The pandemic had a major part to play here, slowing migration and significantly reducing the numbers of skilled immigrants entering the workforce. The coalition government has taken some measures to reform the process of recognition of foreign professional qualifications, but they have been described in some quarters as being paltry and nowhere near sufficient to satisfy demand.
Across the pond from Europe, in the US, those 800,000+ job vacancies reported in May and June 2021 constitute double the number of vacancies for a similar period going right back to 2011. This problem has been exacerbated by the high use of unemployment insurance benefits rather than job retention schemes (see here). But pandemic unemployment benefits are scheduled to stop in Q4 of 2021, so we expect many vacancies to be filled. However, as in Germany, there has been a historical shortage of skilled manufacturing labor owing to an ageing workforce. That’s because the US has historically experienced difficulties in attracting younger people into this sector. [Note: I take issue with Lloyd here. Studies I’ve seen point to several additional constraints, and states that ended the payments early have seen no great influx of new workers.]
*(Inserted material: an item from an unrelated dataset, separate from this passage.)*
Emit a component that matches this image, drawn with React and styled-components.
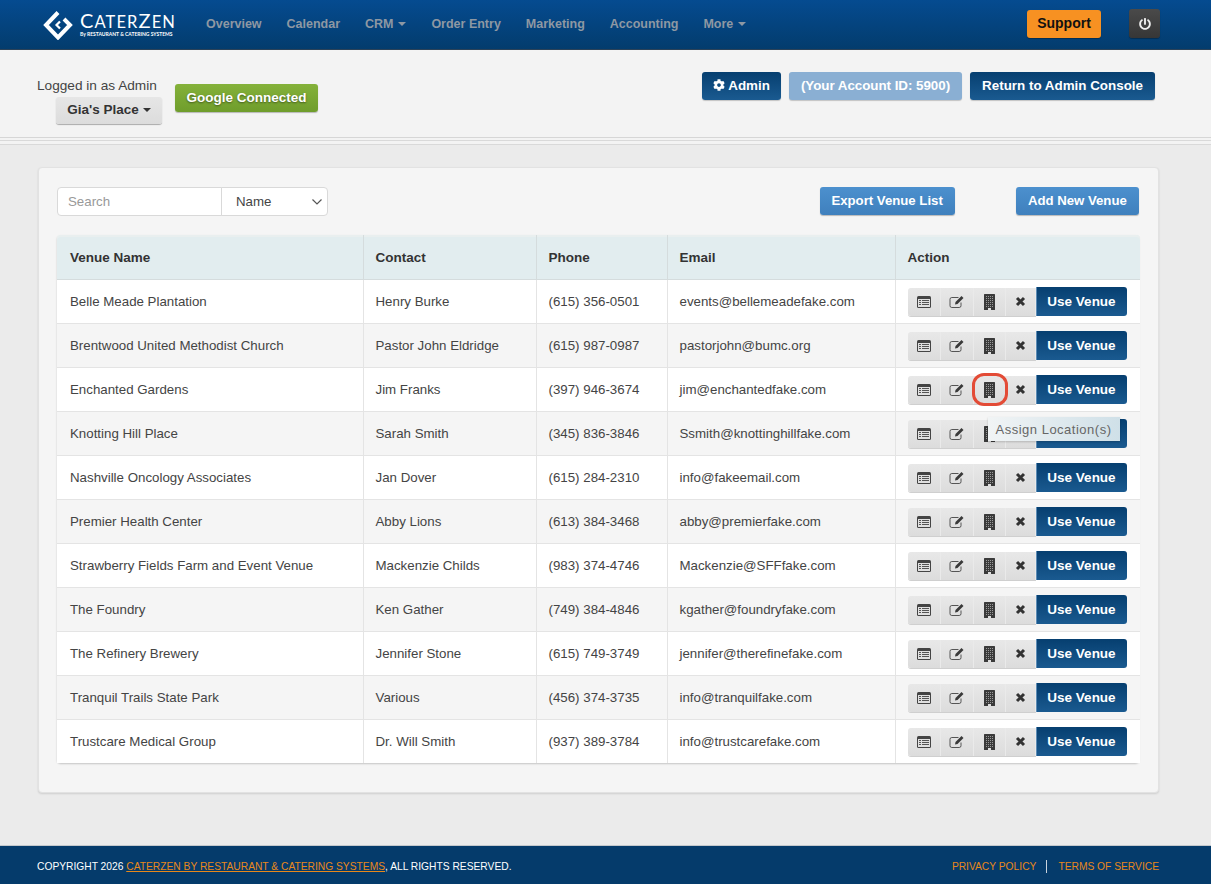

Finally, we turn to the UK as the third major economy where job vacancies are high. The twin shocks of COVID and Brexit have taken their toll here. For either or both reasons, many EU workers have left the UK and do not intend to return, or indeed cannot return owing to new post-Brexit immigration policies. There has been a resultant serious shortage of haulage drivers – 100,000 being an oft-quoted figure, including 25,000 EU drivers – and a shortage of factory workers. The result has been a disruption of supply chains, particularly in the food and beverage sector. The CBI has reported that general stock levels are at the lowest they have been for 40 years.
Recovery Is Slow, But Global Manufacturing Industry Is Limping In The Right Direction
A perfect storm for semiconductor supply
The long running semiconductor shortage saw strains on supplies caused by booming sales in electronic devices at the height of the pandemic. Additionally, the automotive sector has been a major contributor to the shortage because, as vehicle manufacturers anticipated a slow-down in demand for new vehicles, so they put the brakes on production and reduced orders for microchips. But when the slow-down in demand didn’t happen, car companies couldn’t get chips fast enough, leaving factories full of chip-less cars.
The slowness of supply chains for semiconductor chips – it can be 7 to 8 months between order and delivery – means that this isn’t a problem which is going to go away anytime soon. Not good news for industries that have already taken a battering. The approval of COVID-19 vaccines – a cause for celebration for most of us – has further exacerbated the chip shortage because vaccine vial production caused huge demand for the same raw silicon that is used in microchips. All-in-all, it’s been a perfect storm. The current boom in demand for semiconductors means we are predicting that the market will see a downturn in late 2023 or early 2024, because the glut of orders from manufacturers will inevitably diminish as their chip inventory builds up once more.
Over the long term, one impact of this has been big conversations at government level in the USA and the EU about the need for onshoring of some semiconductor production. If it happens, this will be a long-term trend, and so will do nothing to solve immediate problems. But, for example, Intel has announced that it will invest $20bn in two new chip plants in Arizona, and TSMC is also investing $12bn in a chip production facility in the same state.